Data Science for Beginners: Learn via 450+ MCQ & Quiz [2023]

Data Science for Beginners: Learn via 450+ MCQ & Quiz [2023]

Description:

Data Science for Beginners: Learn via 450+ MCQ & Quiz - Updated on July 2023

Welcome to Data Science for Beginners: Learn via 450+ MCQ & Quiz [2023], a thorough introduction to the exciting world of data science. Designed with complete beginners in mind, this course aims to ignite your passion for data science by providing a solid foundation of essential concepts, practical skills, and industry insights.

Section 1: Introduction to Data Science

Lesson 1.1: What is Data Science?

The first lesson of our "Data Science for Beginners" course offers a overview of what data science entails. We delve into how data science leverages algorithms, statistical methods, and technology to extract valuable insights from data, helping businesses make data-driven decisions.

Sample MCQ:

Which of the following best describes data science?

a) The study of databases

b) The process of cleaning data

c) The extraction of insights from data

d) A type of computer hardware

Correct Answer: c) The extraction of insights from data

Explanation: Data Science is a multidisciplinary field that uses scientific methods, algorithms, and systems to extract knowledge and insights from structured and unstructured data. It uses techniques and theories derived from various fields within the context of mathematics, statistics, computer science, and information science.


Lesson 1.2: Role of a Data Scientist

Our second lesson explores the multifaceted role of a data scientist. You'll learn about the responsibilities of a data scientist, which include formulating data-driven solutions to business problems, creating data models, and visualizing data for easier understanding.

Sample MCQ:

Which of the following is NOT a typical responsibility of a data scientist?

a) Developing data models

b) Troubleshooting network issues

c) Visualizing data for better understanding

d) Formulating data-driven solutions to business problems

Correct Answer: b) Troubleshooting network issues

Explanation: While data scientists handle a wide range of tasks, their primary responsibilities center around data. These may include developing data models, visualizing data, and formulating data-driven solutions to business problems. Troubleshooting network issues is typically a task for IT or network professionals, not data scientists.


Lesson 1.3: Types of Data

The third lesson dives into the different types of data that data scientists deal with - structured, semi-structured, and unstructured data. We explore how these types differ in terms of format, manageability, and the insights they can provide.

Sample MCQ:

Which type of data is characterized by lack of a predefined format or organization?

a) Structured data

b) Semi-structured data

c) Unstructured data

d) None of the above

Correct Answer: c) Unstructured data

Explanation: Unstructured data refers to data that does not adhere to a predefined data model and is not organized in a pre-defined manner. This could include social media posts, audio files, videos, and more. It is the most common type of data but also the most difficult to analyze.

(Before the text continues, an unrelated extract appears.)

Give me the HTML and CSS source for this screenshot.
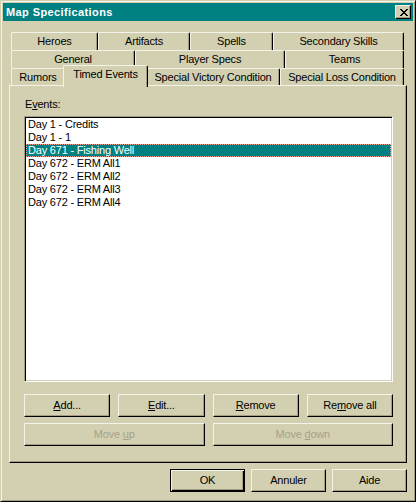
FILE: index.html
```html
<!DOCTYPE html>
<html>
<head>
<meta charset="utf-8">
<link rel="stylesheet" href="styles.css">
</head>
<body>
<div class="window">
  <div class="titlebar">
    <span class="title">Map Specifications</span>
    <div class="close">
      <svg width="8" height="7" viewBox="0 0 8 7" shape-rendering="crispEdges"><path fill="#000" d="M0 0h2v1h-2zM1 1h2v1h-2zM2 2h2v1h-2zM3 3h2v1h-2zM4 4h2v1h-2zM5 5h2v1h-2zM6 6h2v1h-2zM6 0h2v1h-2zM5 1h2v1h-2zM4 2h2v1h-2zM2 4h2v1h-2zM1 5h2v1h-2zM0 6h2v1h-2z"/></svg>
    </div>
  </div>
  <div class="body">
    <div class="tabs">
      <div class="tabrow">
        <div class="tab w87">Heroes</div>
        <div class="tab w92">Artifacts</div>
        <div class="tab w83">Spells</div>
        <div class="tab w131">Secondary Skills</div>
      </div>
      <div class="tabrow">
        <div class="tab w124">General</div>
        <div class="tab w150">Player Specs</div>
        <div class="tab w119">Teams</div>
      </div>
      <div class="tabrow">
        <div class="tab w54">Rumors</div>
        <div class="tab w81 sel">Timed Events</div>
        <div class="tab w134">Special Victory Condition</div>
        <div class="tab w124">Special Loss Condition</div>
      </div>
    </div>
    <div class="panel">
      <div class="label">E<u>v</u>ents:</div>
      <div class="list">
        <div class="item">Day 1 - Credits</div>
        <div class="item">Day 1 - 1</div>
        <div class="item selected">Day 671 - Fishing Well</div>
        <div class="item">Day 672 - ERM All1</div>
        <div class="item">Day 672 - ERM All2</div>
        <div class="item">Day 672 - ERM All3</div>
        <div class="item">Day 672 - ERM All4</div>
      </div>
      <div class="actions">
        <div class="btn"><span><u>A</u>dd...</span></div>
        <div class="btn"><span><u>E</u>dit...</span></div>
        <div class="btn"><span><u>R</u>emove</span></div>
        <div class="btn"><span>Re<u>m</u>ove all</span></div>
        <div class="btn disabled span2"><span>Move <u>u</u>p</span></div>
        <div class="btn disabled span2"><span>Move <u>d</u>own</span></div>
      </div>
    </div>
    <div class="footer">
      <div class="btn fbtn default"><span>OK</span></div>
      <div class="btn fbtn"><span>Annuler</span></div>
      <div class="btn fbtn"><span>Aide</span></div>
    </div>
  </div>
</div>
</body>
</html>
```
FILE: styles.css
```css
html, body {
  margin: 0;
  padding: 0;
  background: #d3d0b2;
}
* { box-sizing: border-box; }

.window {
  width: 416px;
  height: 502px;
  background: #d3d0b2;
  border: 1px solid;
  border-color: #d3d0b2 #000 #000 #d3d0b2;
  box-shadow: inset 1px 1px 0 #f4f3e9, inset -1px -1px 0 #a39e82;
  padding: 2px;
  font-family: "Liberation Sans", Arial, sans-serif;
  font-size: 11px;
  letter-spacing: -0.2px;
  color: #000;
  display: flex;
  flex-direction: column;
}

.titlebar {
  height: 18px;
  background: #008080;
  display: flex;
  align-items: center;
  justify-content: space-between;
  padding: 0 2px 0 3px;
}
.title {
  color: #fff;
  font-weight: bold;
  font-size: 11px;
  letter-spacing: 0.4px;
}
.close {
  width: 16px;
  height: 14px;
  background: #d3d0b2;
  border: 1px solid;
  border-color: #f4f3e9 #000 #000 #f4f3e9;
  box-shadow: inset -1px -1px 0 #a39e82;
  display: flex;
  align-items: center;
  justify-content: center;
}
.close svg { display: block; margin-left: 1px; }

.body {
  padding: 11px 6px 0 6px;
  display: flex;
  flex-direction: column;
}

.tabs {
  padding-left: 2px;
  display: flex;
  flex-direction: column;
}
.tabrow {
  display: flex;
  height: 18px;
}
.tab {
  height: 18px;
  border: 1px solid;
  border-bottom: none;
  border-color: #f4f3e9 #000 #000 #f4f3e9;
  border-radius: 2px 2px 0 0;
  box-shadow: inset -1px 0 0 #a39e82;
  background: #d3d0b2;
  text-align: center;
  line-height: 16px;
  white-space: nowrap;
}
.tab.sel {
  position: relative;
  z-index: 2;
  height: 22px;
  margin: -3px -2px -1px -2px;
}
.w54 { width: 54px; }
.w81 { width: 85px; }
.w83 { width: 83px; }
.w87 { width: 87px; }
.w92 { width: 92px; }
.w119 { width: 119px; }
.w124 { width: 124px; }
.w131 { width: 131px; }
.w134 { width: 134px; }
.w150 { width: 150px; }

.panel {
  position: relative;
  z-index: 1;
  margin-top: -1px;
  height: 378px;
  background: #d3d0b2;
  border: 1px solid;
  border-color: #f4f3e9 #000 #000 #f4f3e9;
  box-shadow: inset -1px -1px 0 #a39e82;
  padding: 12px 13px 0 14px;
  display: flex;
  flex-direction: column;
}
.label {
  line-height: 13px;
  margin-left: 1px;
}
.list {
  margin-top: 5px;
  height: 266px;
  background: #fff;
  border: 1px solid;
  border-color: #a39e82 #fff #fff #a39e82;
  box-shadow: inset 1px 1px 0 #000, inset -1px -1px 0 #d3d0b2;
  padding: 1px;
}
.item {
  height: 13px;
  line-height: 11px;
  border: 1px solid transparent;
  padding-left: 1px;
  white-space: nowrap;
}
.item.selected {
  background: #008080;
  color: #fff;
  border: 1px dotted #e89c8c;
}

.actions {
  margin-top: 12px;
  display: grid;
  grid-template-columns: repeat(4, 1fr);
  column-gap: 8px;
  row-gap: 6px;
}
.span2 { grid-column: span 2; }

.btn {
  height: 23px;
  background: #d3d0b2;
  border: 1px solid;
  border-color: #f4f3e9 #000 #000 #f4f3e9;
  box-shadow: inset -1px -1px 0 #a39e82;
  display: flex;
  align-items: center;
  justify-content: center;
  white-space: nowrap;
}
.btn span { display: block; line-height: 13px; margin-top: -1px; }
.btn.disabled { color: #a6a28a; }

.footer {
  margin-top: 6px;
  display: flex;
  justify-content: flex-end;
  gap: 6px;
}
.fbtn { width: 75px; }
.btn.default {
  border: 1px solid #000;
  box-shadow: inset 1px 1px 0 #f4f3e9, inset -1px -1px 0 #000, inset -2px -2px 0 #a39e82;
}
```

Lesson 1.4: Data Science Process

In this lesson, we cover the entire data science process - from problem definition and data collection to data cleaning, analysis, model creation, and finally, deployment and monitoring. Understanding this process helps you grasp the comprehensive approach required for successful data science projects.

Sample MCQ:

Which of the following is NOT a step in the data science process?

a) Problem Definition

b) Data Collection

c) Creating a Sales Strategy

d) Data Cleaning

Correct Answer: c) Creating a Sales Strategy

Explanation: The data science process typically involves steps like problem definition, data collection, data cleaning, analysis, model creation, and deployment. While data science can aid in formulating a sales strategy by providing useful insights, 'Creating a Sales Strategy' itself is not a step in the data science process.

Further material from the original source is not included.